Yoselyn picks bubblegum and applies a generous layer of it to her mask.  By the end of their visit, she’s grinning, and so is Schraf.

Schraf is straight out of college, followed by a mandatory 480-hour child life internship. She says she’s already found her perfect job. Her favorite part, she explains, “is knowing that I made a difference in a child or a family’s life.  Seeing them so stressed because they’ve gone through so much that a child shouldn’t have to experience, and knowing that I can work with the hospital team and make their stay better.”

Pediatric ear, nose and throat surgeon Rahul Shah says the doctors in the outpatient surgery unit are as grateful for child life specialists like Schraf as the patients are. “It’s really profound when you hear some of the most old school physicians or surgeons asking for something you would consider warm and fuzzy,” he says. But those doctors insist that they need child life specialists, largely because they make the unit more productive.

When the child life specialists aren’t available, Shah explains, “It’s hard. You’re pulling [children] sometimes away from the parents. The parents are upset. The child is upset. It heightens their anxiety. You bring them back to the operating room, and it’s a lot harder to put them back to sleep. It’s a lot harder to give them an IV.”

Even if each visit saves only four minutes of the surgical team’s time, he says, it can allow that team to accomplish an extra surgery each day.

There are about 4,000 child life specialists in the country. Most of them work in the acute units with the very sickest children. Liz Anderson, who, like Schraf, is bubbly, blond and 24, works in the oncology unit, where children often spend months at a time.

“I get to know them very, very well,” Anderson says.

'Child Life Specialists' Help Sick Kids Be Kids

Owen O’Hara, who has leukemia, plays with child life specialist Liz Anderson, who works with children in the oncology unit at Children’s National Medical Center in Washington, D.C. (Photo by Jenny Gold/KHN).

She’s been working with nine-year-old Owen O’Hara for several weeks. He sits in his pajamas in an isolation room, a feeding tube in his nose. It’s been less than a week since his bone marrow transplant, which his doctors hope will cure his leukemia; his immune system still too vulnerable to be in the unit’s playroom with the other kids. So yesterday, Anderson brought him a brand new set of Legos to play with.

“We’re building an alien spaceship,” Owen explains, pointing out the cockpit and several green plastic men with tentacles.

Owen’s mom Jackie O’Hara says child life specialists have made a huge difference in helping Owen understand what’s happening to him, often explaining difficult medical concepts in child-friendly words. “Medical terminology is a different language altogether and it’s scary,” O’Hara explains. “They’re able to take the scariness out of it.”

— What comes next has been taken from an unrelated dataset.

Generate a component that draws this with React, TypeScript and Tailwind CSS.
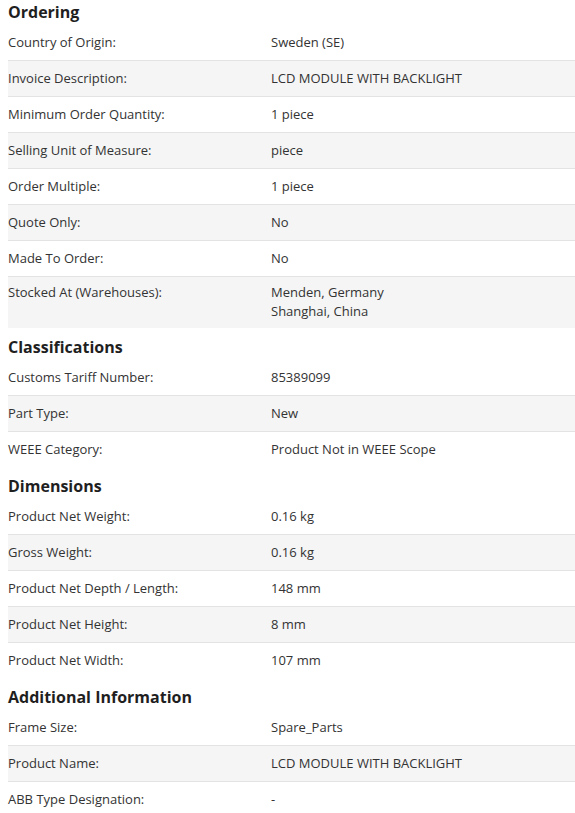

But like all things in health care, child life programs come at a price. The 16 child life specialists at Children’s National Medical Center cost about $800,000 a year, which gets added to the hospital’s overhead, like electricity or maintenance, which gets passed on to patients and insurers.

Mark Wietecha, president and CEO of the Children’s Hospital Association, says the cost is “greatly worth it.” Child life specialists can minimize the trauma caused by a hospital stay – and that can pay dividends far into the future for a sick child, he said.

“It’s really almost an insignificant amount of money on our national expenditure to let the sickest kids have some opportunity to a life and be re-assimilated,” Wietecha said.

O’Hara couldn’t agree more. The child life program, she says, is “like having a little bit of a normal life in the middle of something that’s not normal.”